# EXERCISE INPUTS start

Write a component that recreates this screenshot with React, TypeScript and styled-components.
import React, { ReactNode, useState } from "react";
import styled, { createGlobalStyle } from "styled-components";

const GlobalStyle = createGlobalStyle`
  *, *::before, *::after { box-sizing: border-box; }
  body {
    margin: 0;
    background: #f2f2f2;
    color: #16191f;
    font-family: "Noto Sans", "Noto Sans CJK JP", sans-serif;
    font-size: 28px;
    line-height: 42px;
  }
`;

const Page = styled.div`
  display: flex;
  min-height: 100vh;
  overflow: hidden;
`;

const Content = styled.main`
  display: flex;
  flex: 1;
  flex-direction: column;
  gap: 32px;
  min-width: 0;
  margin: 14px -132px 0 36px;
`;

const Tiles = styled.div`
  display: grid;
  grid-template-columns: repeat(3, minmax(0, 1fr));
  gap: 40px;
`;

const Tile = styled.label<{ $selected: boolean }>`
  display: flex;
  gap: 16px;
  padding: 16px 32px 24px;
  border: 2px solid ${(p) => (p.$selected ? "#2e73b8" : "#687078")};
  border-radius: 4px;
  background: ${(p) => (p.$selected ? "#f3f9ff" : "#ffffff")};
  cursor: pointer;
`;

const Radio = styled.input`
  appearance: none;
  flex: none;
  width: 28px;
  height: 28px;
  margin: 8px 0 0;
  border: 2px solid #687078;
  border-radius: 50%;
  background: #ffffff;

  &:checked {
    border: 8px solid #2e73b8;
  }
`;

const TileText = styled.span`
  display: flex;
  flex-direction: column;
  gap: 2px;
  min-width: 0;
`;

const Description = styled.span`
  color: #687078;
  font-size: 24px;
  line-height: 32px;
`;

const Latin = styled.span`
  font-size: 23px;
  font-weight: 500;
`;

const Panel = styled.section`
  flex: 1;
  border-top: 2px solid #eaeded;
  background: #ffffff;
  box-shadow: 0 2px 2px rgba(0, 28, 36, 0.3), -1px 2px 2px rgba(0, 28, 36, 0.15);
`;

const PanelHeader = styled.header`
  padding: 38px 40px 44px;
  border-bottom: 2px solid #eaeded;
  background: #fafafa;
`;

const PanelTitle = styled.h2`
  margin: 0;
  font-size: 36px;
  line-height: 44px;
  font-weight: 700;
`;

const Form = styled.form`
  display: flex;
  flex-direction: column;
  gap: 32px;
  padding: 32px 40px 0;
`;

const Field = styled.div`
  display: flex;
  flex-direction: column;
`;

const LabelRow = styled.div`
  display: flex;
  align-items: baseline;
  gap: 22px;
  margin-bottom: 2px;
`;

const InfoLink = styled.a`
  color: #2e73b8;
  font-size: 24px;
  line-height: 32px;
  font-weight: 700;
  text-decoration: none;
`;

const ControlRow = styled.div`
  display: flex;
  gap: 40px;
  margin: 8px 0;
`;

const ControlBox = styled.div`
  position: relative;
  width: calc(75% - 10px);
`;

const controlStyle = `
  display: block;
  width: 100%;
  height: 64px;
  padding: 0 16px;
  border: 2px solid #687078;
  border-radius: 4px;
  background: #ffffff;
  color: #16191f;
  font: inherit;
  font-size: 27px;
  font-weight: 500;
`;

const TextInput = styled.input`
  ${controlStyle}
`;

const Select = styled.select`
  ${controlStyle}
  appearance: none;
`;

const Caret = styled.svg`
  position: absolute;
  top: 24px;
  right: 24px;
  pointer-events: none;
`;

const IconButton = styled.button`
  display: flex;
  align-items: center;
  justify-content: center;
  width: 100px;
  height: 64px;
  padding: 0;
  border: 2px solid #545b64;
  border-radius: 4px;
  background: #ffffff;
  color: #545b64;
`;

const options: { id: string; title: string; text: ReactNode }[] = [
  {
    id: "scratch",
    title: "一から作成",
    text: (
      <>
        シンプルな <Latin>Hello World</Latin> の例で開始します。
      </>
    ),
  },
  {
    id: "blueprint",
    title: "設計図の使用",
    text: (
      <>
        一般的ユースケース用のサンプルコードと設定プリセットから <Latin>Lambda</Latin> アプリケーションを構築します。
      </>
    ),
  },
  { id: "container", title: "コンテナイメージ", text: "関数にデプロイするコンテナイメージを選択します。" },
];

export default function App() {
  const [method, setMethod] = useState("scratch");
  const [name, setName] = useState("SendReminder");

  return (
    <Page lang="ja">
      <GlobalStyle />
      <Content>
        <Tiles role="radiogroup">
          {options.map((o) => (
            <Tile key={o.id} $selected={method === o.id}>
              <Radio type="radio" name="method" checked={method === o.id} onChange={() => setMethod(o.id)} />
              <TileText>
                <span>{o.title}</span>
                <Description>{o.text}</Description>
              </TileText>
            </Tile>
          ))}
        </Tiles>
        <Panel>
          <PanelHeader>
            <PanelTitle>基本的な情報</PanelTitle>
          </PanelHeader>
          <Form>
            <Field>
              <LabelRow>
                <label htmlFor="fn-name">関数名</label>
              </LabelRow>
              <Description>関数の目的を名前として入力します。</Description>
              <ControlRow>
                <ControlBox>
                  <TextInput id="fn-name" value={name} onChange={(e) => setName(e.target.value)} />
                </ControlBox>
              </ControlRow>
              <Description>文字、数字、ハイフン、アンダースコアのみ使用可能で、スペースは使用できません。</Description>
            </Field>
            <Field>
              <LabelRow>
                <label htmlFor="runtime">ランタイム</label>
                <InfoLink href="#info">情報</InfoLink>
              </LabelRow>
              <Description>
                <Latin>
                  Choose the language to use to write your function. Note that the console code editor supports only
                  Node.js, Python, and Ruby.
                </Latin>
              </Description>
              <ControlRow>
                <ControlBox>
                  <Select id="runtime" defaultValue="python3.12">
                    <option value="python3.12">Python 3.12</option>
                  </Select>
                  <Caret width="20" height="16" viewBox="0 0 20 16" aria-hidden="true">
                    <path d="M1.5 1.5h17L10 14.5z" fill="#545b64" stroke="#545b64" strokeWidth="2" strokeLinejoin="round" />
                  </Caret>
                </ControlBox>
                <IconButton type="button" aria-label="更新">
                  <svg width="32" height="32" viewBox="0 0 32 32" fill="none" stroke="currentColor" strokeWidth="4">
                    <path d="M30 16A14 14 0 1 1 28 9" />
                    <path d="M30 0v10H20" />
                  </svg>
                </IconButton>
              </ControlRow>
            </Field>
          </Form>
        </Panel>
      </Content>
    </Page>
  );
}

# EXERCISE INPUTS end
# EXERCISE INPUTS start

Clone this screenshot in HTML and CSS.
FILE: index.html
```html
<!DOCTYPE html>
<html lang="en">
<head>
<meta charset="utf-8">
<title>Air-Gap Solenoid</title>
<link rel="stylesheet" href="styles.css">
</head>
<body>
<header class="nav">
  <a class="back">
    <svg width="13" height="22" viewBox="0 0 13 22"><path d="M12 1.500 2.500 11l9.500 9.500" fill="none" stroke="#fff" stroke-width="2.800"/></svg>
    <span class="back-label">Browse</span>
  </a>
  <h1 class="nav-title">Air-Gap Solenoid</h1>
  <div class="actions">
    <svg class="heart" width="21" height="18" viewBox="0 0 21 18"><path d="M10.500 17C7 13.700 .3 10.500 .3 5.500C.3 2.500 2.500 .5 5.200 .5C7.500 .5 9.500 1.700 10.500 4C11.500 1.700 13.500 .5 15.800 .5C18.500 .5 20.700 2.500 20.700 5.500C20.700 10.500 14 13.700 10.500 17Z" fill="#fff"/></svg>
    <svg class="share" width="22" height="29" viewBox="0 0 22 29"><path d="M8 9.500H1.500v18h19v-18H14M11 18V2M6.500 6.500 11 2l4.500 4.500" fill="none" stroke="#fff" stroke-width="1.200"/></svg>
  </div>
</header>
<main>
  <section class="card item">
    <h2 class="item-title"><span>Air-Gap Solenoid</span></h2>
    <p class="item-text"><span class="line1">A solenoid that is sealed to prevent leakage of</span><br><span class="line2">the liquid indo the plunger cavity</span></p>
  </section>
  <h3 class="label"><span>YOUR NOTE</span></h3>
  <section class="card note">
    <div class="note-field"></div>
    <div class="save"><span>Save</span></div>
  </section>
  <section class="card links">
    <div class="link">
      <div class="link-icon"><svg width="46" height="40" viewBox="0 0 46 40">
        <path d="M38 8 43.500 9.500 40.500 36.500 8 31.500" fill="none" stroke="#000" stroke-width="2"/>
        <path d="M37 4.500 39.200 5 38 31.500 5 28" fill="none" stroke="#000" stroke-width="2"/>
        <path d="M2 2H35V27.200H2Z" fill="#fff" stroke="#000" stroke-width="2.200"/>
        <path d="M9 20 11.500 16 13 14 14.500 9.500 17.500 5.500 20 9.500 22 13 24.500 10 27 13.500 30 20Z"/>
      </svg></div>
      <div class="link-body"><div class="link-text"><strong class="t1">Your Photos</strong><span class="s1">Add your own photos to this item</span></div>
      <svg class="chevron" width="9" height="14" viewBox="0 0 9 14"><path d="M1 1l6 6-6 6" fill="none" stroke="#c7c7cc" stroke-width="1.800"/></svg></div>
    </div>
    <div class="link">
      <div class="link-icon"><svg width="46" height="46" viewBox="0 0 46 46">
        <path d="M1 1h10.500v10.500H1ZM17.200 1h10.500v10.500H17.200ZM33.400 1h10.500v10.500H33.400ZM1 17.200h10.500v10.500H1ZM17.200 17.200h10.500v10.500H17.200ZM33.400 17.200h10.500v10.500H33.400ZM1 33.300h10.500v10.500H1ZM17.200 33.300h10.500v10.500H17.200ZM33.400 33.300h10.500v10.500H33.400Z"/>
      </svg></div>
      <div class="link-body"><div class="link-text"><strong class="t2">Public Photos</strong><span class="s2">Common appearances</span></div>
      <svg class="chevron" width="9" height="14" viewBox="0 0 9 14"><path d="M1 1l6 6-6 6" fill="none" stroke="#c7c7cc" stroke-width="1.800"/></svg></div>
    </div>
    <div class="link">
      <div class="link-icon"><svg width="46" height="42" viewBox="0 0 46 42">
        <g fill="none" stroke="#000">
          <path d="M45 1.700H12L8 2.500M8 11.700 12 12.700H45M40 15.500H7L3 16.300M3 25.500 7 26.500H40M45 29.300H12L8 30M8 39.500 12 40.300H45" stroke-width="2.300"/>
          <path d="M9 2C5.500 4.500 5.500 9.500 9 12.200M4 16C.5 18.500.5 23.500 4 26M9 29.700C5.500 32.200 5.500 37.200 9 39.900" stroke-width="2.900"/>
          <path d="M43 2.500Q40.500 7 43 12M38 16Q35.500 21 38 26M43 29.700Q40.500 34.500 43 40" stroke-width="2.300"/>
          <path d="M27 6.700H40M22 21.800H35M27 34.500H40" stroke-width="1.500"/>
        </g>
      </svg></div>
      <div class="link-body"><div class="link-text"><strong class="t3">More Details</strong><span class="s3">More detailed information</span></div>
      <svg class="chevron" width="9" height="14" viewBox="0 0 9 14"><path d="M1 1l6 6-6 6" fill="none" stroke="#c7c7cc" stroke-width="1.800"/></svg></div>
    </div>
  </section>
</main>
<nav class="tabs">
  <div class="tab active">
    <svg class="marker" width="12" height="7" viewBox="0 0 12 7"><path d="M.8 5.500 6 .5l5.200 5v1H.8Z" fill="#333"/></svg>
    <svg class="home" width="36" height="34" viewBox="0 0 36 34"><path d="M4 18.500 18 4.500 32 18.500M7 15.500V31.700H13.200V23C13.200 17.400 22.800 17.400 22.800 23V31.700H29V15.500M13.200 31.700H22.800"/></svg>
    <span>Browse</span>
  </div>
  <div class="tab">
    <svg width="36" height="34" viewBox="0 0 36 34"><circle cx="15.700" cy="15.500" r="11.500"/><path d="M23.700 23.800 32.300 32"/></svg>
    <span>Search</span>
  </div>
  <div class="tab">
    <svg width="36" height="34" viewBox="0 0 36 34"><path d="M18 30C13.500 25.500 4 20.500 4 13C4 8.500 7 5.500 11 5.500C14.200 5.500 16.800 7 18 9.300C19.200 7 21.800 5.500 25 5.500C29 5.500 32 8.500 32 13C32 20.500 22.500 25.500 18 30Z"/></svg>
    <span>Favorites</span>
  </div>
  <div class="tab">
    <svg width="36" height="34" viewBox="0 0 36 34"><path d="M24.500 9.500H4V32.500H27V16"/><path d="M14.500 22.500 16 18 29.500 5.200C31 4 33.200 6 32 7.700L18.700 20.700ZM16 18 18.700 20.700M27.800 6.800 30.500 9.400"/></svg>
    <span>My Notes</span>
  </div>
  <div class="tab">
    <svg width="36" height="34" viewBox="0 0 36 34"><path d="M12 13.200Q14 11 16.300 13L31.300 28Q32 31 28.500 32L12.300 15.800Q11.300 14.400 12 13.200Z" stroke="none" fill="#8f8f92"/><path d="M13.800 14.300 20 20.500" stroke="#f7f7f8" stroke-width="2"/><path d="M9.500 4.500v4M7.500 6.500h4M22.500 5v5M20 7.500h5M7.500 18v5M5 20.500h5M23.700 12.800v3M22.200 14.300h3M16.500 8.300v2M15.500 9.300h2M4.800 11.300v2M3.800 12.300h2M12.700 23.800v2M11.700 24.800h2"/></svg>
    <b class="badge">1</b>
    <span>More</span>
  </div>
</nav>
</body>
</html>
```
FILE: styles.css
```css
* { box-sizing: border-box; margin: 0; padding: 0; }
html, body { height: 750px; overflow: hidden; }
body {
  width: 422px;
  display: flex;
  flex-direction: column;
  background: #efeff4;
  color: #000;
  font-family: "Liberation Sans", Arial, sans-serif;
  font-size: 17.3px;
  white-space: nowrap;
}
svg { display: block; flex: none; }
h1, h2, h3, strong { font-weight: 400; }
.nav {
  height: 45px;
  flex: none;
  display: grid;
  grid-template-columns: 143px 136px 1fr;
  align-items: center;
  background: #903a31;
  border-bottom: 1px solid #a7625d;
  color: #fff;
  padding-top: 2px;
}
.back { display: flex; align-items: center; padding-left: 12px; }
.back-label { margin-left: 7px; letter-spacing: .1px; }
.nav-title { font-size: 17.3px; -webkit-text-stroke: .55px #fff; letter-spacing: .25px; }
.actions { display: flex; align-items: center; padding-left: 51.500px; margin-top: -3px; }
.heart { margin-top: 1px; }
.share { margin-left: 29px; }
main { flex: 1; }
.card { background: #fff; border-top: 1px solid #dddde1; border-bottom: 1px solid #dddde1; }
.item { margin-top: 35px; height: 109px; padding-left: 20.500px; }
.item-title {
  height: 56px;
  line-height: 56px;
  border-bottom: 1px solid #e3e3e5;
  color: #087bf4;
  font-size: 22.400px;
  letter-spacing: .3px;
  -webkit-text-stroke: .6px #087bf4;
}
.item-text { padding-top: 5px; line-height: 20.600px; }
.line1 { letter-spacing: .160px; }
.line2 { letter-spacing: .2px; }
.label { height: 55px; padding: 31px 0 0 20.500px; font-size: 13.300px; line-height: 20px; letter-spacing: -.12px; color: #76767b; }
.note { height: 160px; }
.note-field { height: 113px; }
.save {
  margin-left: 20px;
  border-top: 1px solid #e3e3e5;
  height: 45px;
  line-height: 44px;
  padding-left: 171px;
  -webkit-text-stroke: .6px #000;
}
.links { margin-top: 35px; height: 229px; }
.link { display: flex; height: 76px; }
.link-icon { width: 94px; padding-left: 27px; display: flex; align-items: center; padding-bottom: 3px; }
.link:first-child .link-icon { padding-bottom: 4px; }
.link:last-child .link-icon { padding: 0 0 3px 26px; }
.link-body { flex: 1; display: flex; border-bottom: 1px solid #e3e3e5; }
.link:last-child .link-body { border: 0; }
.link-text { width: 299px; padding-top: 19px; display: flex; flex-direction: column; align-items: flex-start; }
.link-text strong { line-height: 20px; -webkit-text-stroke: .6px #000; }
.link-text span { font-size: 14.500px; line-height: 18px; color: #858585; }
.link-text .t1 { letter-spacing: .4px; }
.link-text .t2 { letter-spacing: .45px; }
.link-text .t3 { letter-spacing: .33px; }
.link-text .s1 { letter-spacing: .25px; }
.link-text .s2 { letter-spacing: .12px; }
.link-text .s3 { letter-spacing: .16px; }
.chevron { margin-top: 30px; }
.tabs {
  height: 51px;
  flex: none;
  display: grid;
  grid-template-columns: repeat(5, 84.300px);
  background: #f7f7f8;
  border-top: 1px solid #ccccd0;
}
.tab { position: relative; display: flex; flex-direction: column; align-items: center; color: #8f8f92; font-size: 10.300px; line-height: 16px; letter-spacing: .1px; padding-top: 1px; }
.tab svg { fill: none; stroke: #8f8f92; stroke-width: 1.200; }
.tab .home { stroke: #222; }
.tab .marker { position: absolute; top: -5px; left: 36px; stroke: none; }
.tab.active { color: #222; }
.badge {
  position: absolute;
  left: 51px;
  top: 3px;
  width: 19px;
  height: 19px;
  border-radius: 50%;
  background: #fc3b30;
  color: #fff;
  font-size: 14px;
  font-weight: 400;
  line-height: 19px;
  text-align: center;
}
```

# EXERCISE INPUTS end
# EXERCISE INPUTS start

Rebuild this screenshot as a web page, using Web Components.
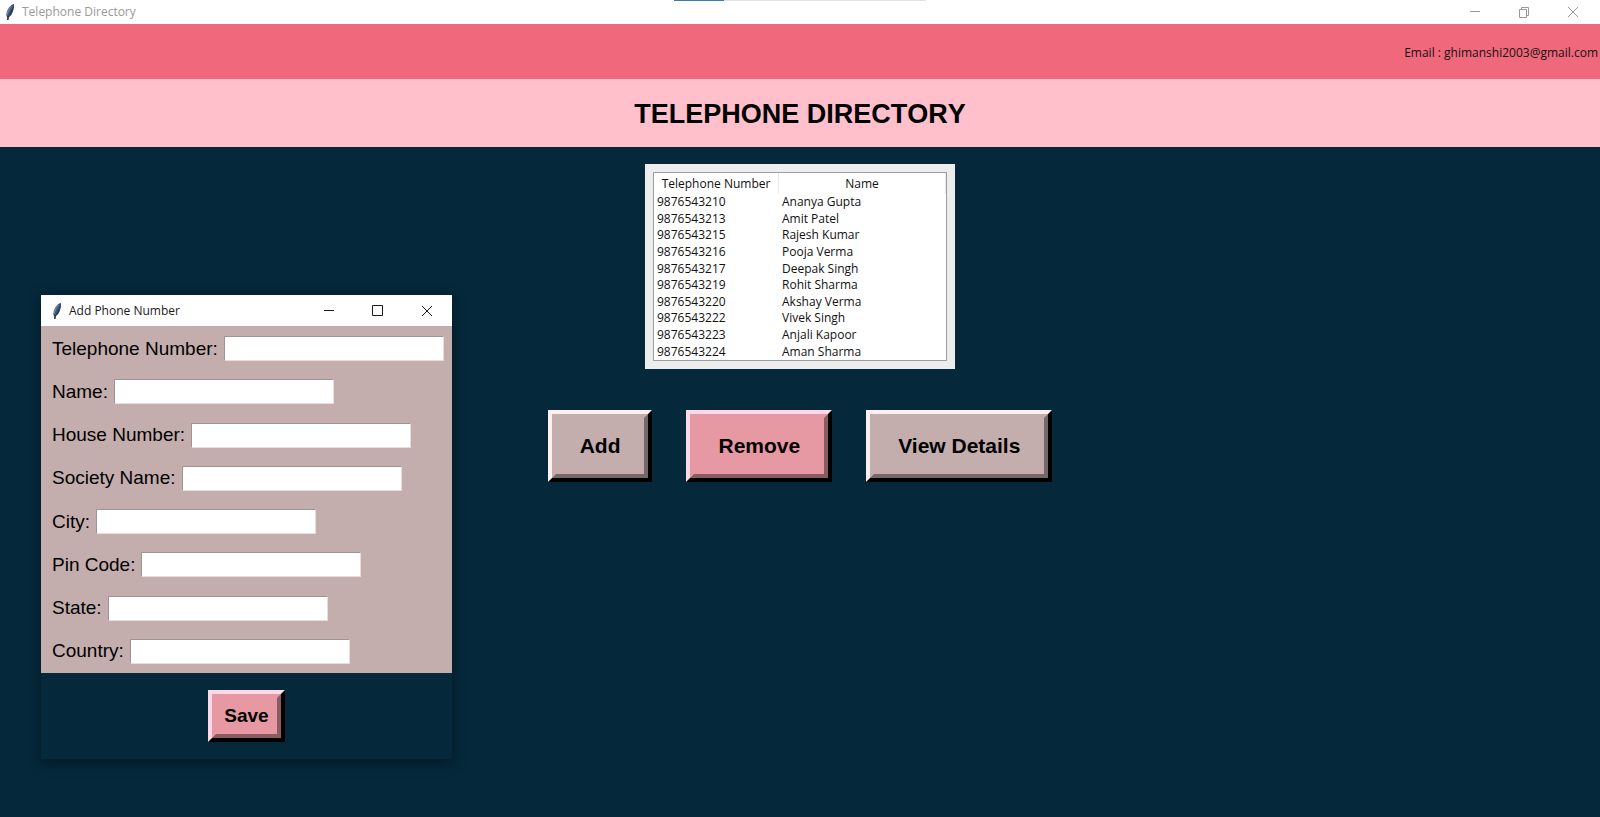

# EXERCISE INPUTS end

In the records above, locate each line with the word "this". Copy all such lines.

## RESPONSE BELOW
Write a component that recreates this screenshot with React, TypeScript and styled-components.
Clone this screenshot in HTML and CSS.
      <div class="link-body"><div class="link-text"><strong class="t1">Your Photos</strong><span class="s1">Add your own photos to this item</span></div>
Rebuild this screenshot as a web page, using Web Components.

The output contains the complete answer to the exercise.